As Mark Hurley wrote over a decade ago, compared to other professions, independent advisors are woefully underserved by their traditional industry vendors. Consequently, independents have to look to innovators who understand their needs to come up with solutions that truly work. That’s why I’m always on the lookout for innovative solutions to the myriad challenges faced by independent financial advisors.
Over the years, we’ve seen remarkable solutions to some of the advisory community’s most perplexing problems: deducting client fees from their portfolios (Schwab Institutional); realizing the inherent value in an advisory practice (FP Transitions); quantifying the business of advice (Moss Adams); consolidating client reports (Advent); outsourcing portfolio management (AssetMark); cost-effectively communicating with clients (Advisor Solutions); and virtual practice management help (Financial Advisor Resources), to name only a few.
Collectively, these companies and others have made major contributions to the current success of independent practices, as businesses. Yet three of the stickier practice management challenges remain unsolved: what to do with smaller clients who really aren’t profitable; how do fee advisors get compensated for advising on client assets in pre-existing, heavily-loaded (is that redundant?) VAs; and how do you cost effectively add the alternative investments that today’s wealthier clients demand?
At least, they’ve been unsolved until now. Recently, I came across Gemini Fund Services in Hauppauge, New York, a 20-year old firm that historically specialized in creating and servicing mutual funds and hedge funds, but which over the past few years started offering what appear to be viable solutions to all three problems faced by independent financial advisors. With $8.6 billion in assets under management for some 45 RIAs, a growing number of advisors seem to think so, too.
A Small Client Solution
Most financial advisors initially come to Gemini because they want to take their hot-shot asset management to a national audience. As you might imagine, that’s about as realistic as playing in the NBA. But lightning does strike some people, so instead of being discouraging, Gemini CEO Andrew Rogers tries to add a dose of reality into the conversation: “I call it the Fund of Dreams,” he says. “Many advisors think that if they just create a mutual fund, investors will flock to it. I tell them to put sales and marketing before the actual operations. We can build the product for them, but first they have to have a business plan for how they will attract client assets. Performance is a good start, but how’s anybody going to know about it?”
The best place to start, of course, is with one’s own clients. Which happily offers what looks to me to be the best solution to the problem of small–but sticky–clients.
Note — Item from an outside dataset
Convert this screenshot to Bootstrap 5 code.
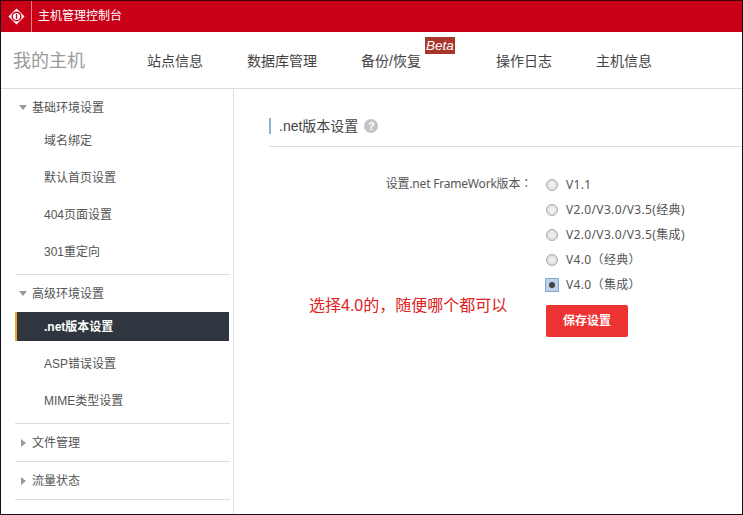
<!DOCTYPE html>
<html lang="zh">
<head>
<meta charset="utf-8">
<link href="https://cdn.jsdelivr.net/npm/bootstrap@5.3.0/dist/css/bootstrap.min.css" rel="stylesheet">
<style>
html,body{height:515px;overflow:hidden;}
body{font-family:"Liberation Sans","Noto Sans CJK SC",sans-serif;font-size:12px;color:#555;background:#fff;}
.shell{height:515px;border:1px solid #111;border-top-color:#400;display:flex;flex-direction:column;overflow:hidden;}
.topbar{height:31px;background:#c80018;color:#fff;flex:none;}
.logo-cell{width:31px;border-right:1px solid #e88;height:31px;}
.topbar-title{font-size:12px;padding-left:6px;padding-bottom:2px;}
.menubar{height:57px;flex:none;border-bottom:1px solid #ddd;padding-top:2px;}
.brandname{font-size:18px;color:#999;width:146px;padding-left:12px;}
.mainlink{font-size:14px;color:#444;width:114px;position:relative;}
.wa{width:100px;}
.wc{width:135px;}
.betatag{position:absolute;left:64px;top:-14px;background:#a8362c;color:#fff;font-style:italic;font-size:13.5px;line-height:17px;padding:0 1px;}
.bodyrow{flex:1;min-height:0;}
.sidepane{width:233px;border-right:1px solid #ddd;flex:none;padding:0 3px 0 14px;}
.grp{border-bottom:1px solid #ddd;}
.grphead{height:37px;font-size:12px;color:#555;}
.sublist{margin-top:-4px;padding-bottom:4px;}
.tri-d{width:0;height:0;border-left:4.5px solid transparent;border-right:4.5px solid transparent;border-top:5px solid #999;margin:0 5px 0 4px;}
.tri-r{width:0;height:0;border-top:4.5px solid transparent;border-bottom:4.5px solid transparent;border-left:5px solid #999;margin:0 6px 0 6px;}
.subitem{height:37px;padding-left:29px;color:#555;font-size:12px;}
.subitem.on{background:#2f3640;color:#fff;font-weight:700;height:29px;border-left:2px solid #f5a623;padding-left:27px;margin:4px 1px 4px 0;}
.sectitle{margin:23px 0 0 35px;height:35px;padding-bottom:6px;border-bottom:1px solid #ddd;}
.secbar{width:2px;height:16px;background:#8ab4d4;margin-right:8px;}
.sectext{font-size:14px;color:#444;}
.helpdot{width:14px;height:14px;border-radius:50%;background:#c4c4c4;color:#fff;font-size:11px;font-weight:700;margin-left:6px;}
.formrow{padding-top:25px;font-family:"Noto Sans","Noto Sans CJK TC",sans-serif;}
.formlabel{width:312px;text-align:right;color:#555;font-size:12px;padding-top:3px;padding-right:14px;letter-spacing:-.2px;}
.optrow{height:25px;color:#555;font-size:12px;letter-spacing:.35px;}
.radiodot{width:12px;height:12px;border-radius:50%;background:radial-gradient(circle,#eee 30%,#d0d0d0 100%);border:1px solid #aaa;margin-right:8px;flex:none;}
.radiobox{width:14px;height:14px;background:#bcd0ea;border:1px solid #8aa8d0;margin:0 7px 0 -1px;flex:none;}
.radiobox i{display:block;width:6px;height:6px;border-radius:50%;background:#444;}
.savebtn{background:#ee3333;color:#fff;font-weight:700;font-size:12px;width:82px;height:32px;border:0;border-radius:2px;margin-top:8px;padding:0;font-family:"Liberation Sans","Noto Sans CJK SC",sans-serif;}
.savebtn:hover{background:#ee3333;color:#fff;}
.redhint{position:absolute;left:308px;top:294px;color:#e02020;font-size:16px;line-height:22px;}
</style>
</head>
<body>
<div class="shell position-relative">
  <div class="topbar d-flex align-items-center">
    <div class="logo-cell d-flex align-items-center justify-content-center">
      <svg width="17" height="17" viewBox="0 0 18 18"><path d="M9 .5 17.500 9 9 17.500 .5 9Z" fill="#fff"/><circle cx="9" cy="9" r="4.600" fill="none" stroke="#c80018" stroke-width="1.600"/><path d="M9 6.500V11.500" stroke="#c80018" stroke-width="1.400"/></svg>
    </div>
    <div class="topbar-title">主机管理控制台</div>
  </div>
  <div class="menubar d-flex align-items-center">
    <div class="brandname">我的主机</div>
    <div class="d-flex">
      <div class="mainlink wa">站点信息</div>
      <div class="mainlink">数据库管理</div>
      <div class="mainlink wc">备份/恢复<span class="betatag">Beta</span></div>
      <div class="mainlink wa">操作日志</div>
      <div class="mainlink">主机信息</div>
    </div>
  </div>
  <div class="bodyrow d-flex">
    <div class="sidepane">
      <div class="grp">
        <div class="grphead d-flex align-items-center"><span class="tri-d"></span>基础环境设置</div>
        <div class="sublist">
          <div class="subitem d-flex align-items-center">域名绑定</div>
          <div class="subitem d-flex align-items-center">默认首页设置</div>
          <div class="subitem d-flex align-items-center">404页面设置</div>
          <div class="subitem d-flex align-items-center">301重定向</div>
        </div>
      </div>
      <div class="grp">
        <div class="grphead d-flex align-items-center"><span class="tri-d"></span>高级环境设置</div>
        <div class="sublist">
          <div class="subitem on d-flex align-items-center">.net版本设置</div>
          <div class="subitem d-flex align-items-center">ASP错误设置</div>
          <div class="subitem d-flex align-items-center">MIME类型设置</div>
        </div>
      </div>
      <div class="grp"><div class="grphead d-flex align-items-center"><span class="tri-r"></span>文件管理</div></div>
      <div class="grp"><div class="grphead d-flex align-items-center"><span class="tri-r"></span>流量状态</div></div>
    </div>
    <div class="flex-grow-1">
      <div class="sectitle d-flex align-items-center"><span class="secbar"></span><span class="sectext">.net版本设置</span><span class="helpdot d-flex align-items-center justify-content-center">?</span></div>
      <div class="formrow d-flex" lang="zh-Hant">
        <div class="formlabel">设置.net FrameWork版本：</div>
        <div>
          <div class="optrow d-flex align-items-center"><span class="radiodot"></span>V1.1</div>
          <div class="optrow d-flex align-items-center"><span class="radiodot"></span>V2.0/V3.0/V3.5(经典)</div>
          <div class="optrow d-flex align-items-center"><span class="radiodot"></span>V2.0/V3.0/V3.5(集成)</div>
          <div class="optrow d-flex align-items-center"><span class="radiodot"></span>V4.0（经典）</div>
          <div class="optrow d-flex align-items-center"><span class="radiobox d-flex align-items-center justify-content-center"><i></i></span>V4.0（集成）</div>
          <button class="btn savebtn" type="button">保存设置</button>
        </div>
      </div>
    </div>
  </div>
  <div class="redhint">选择4.0的，随便哪个都可以</div>
</div>
<script src="https://cdn.jsdelivr.net/npm/bootstrap@5.3.0/dist/js/bootstrap.bundle.min.js"></script>
</body>
</html>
Everybody has them: they’re some of your first clients, whom your firm out-grew long ago, but you just can’t bring yourself to jettison; they’re relatives or friends of some of your biggest clients, who aren’t anywhere close to meeting your minimums but strengthen your ties to clients who do; and they’re influential stalwarts in your community, whom you view as marketing loss-leaders. Regardless of why you keep them, they continually show up near the bottom of your annual client profitability analysis, yet partly for those reasons above, tend to command much larger portions of your time and energy.
What do you do with them? Suppose you had a mutual fund–probably a fund of funds, with many of the same funds you put in other client portfolios, but tailored to the lower risk tolerance of smaller investors–into which you could place them, consolidating all your smaller portfolios so you can efficiently make decisions about fund selection, and rebalancing across the board. No more complex statements, quarterly client meetings, or phone calls to discuss the latest hot tip they got off motleyfool.com. The best part is that it’s cheaper for the clients–because you’re spreading your decisions over many clients, you can charge a lower fee.